Slow Food Italia accoglie con favore l’avvio di un percorso istituzionale sul tema del superamento dell’allevamento industriale e intensivo, un modello dal forte impatto ambientale che anche in questi giorni, se ancora ve ne fosse bisogno, sta rivelando tutta la propria insostenibilità, come testimoniato dai dati sulla qualità dell’aria in pianura Padana.
L’allevamento industriale produce inquinamento: prova ne è il particolato PM10 le cui concentrazioni, come sottolineato dall’Agenzia per la protezione ambientale (Arpa) del Piemonte, sono influenzate dalle “pratiche agricole sia direttamente, attraverso l’emissione di particolato PM10 primario, sia indirettamente con l’emissione di precursori del particolato secondario”, in particolare per via delle emissioni di ammoniaca. L’allevamento industriale è causa anche di antibiotico resistenza, per via dei farmaci somministrati ad animali che vivono le proprie esistenze rinchiusi in spazi angusti, che amplificano il rischio di sviluppo di zoonosi.
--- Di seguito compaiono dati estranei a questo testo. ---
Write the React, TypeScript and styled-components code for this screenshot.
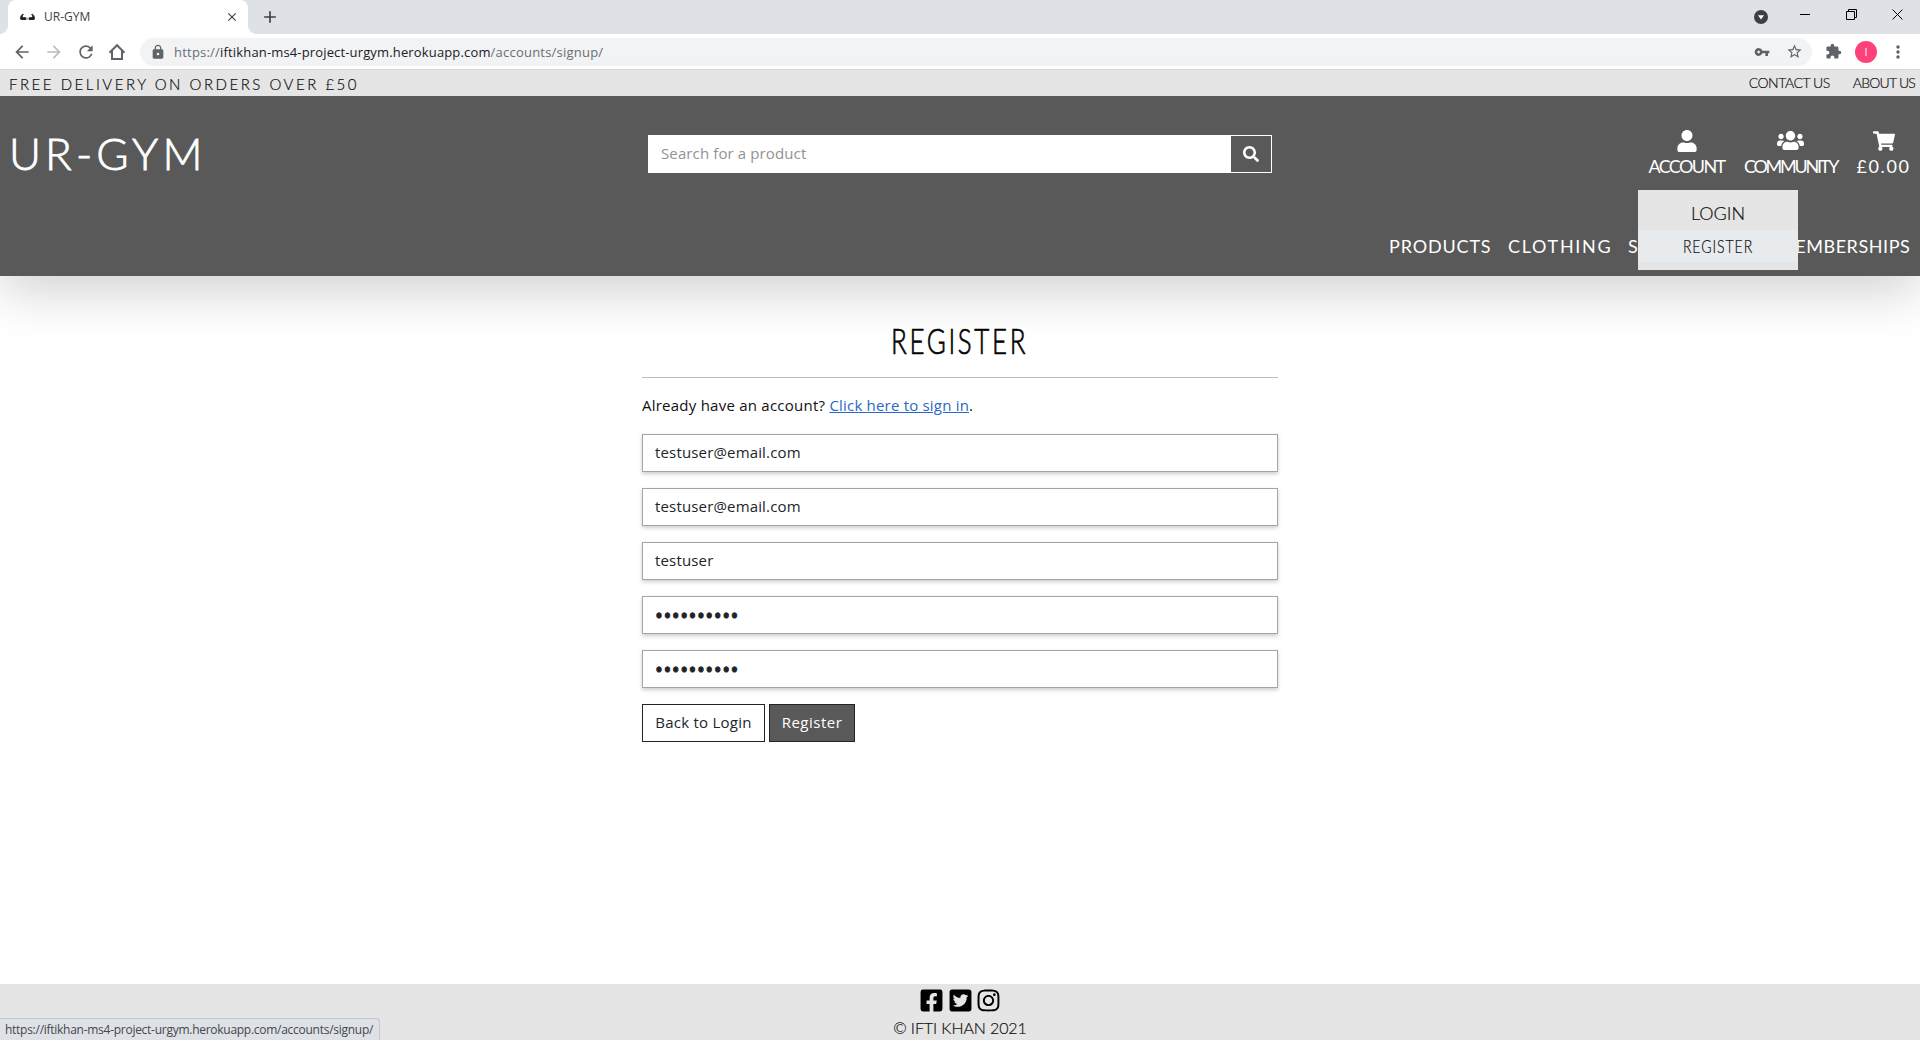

E, soprattutto, l’allevamento industriale ha creato una netta separazione tra gli animali e l’ambiente, snaturando un rapporto non solo eticamente valido, perché maggiormente rispondente ai loro bisogni, ma anche efficace sotto il profilo agricolo.
Per tutte queste ragioni, che l’associazione da anni promuove concretamente attraverso progetti come i Presìdi Slow Food e iniziative educative e formative per giovani e adulti, Slow Food Italia ribadisce l’urgenza di affrontare il tema degli allevamenti industriali ed intensivi, promuovendo una dialettica propositiva con l’opinione pubblica e un dialogo aperto e onesto con le realtà produttive, anche grazie a iniziative come la proposta di legge Oltre gli allevamenti intensivi presentata questa mattina da Greenpeace Italia, ISDE – Medici per l’ambiente, Lipu, Terra! e WWF Italia.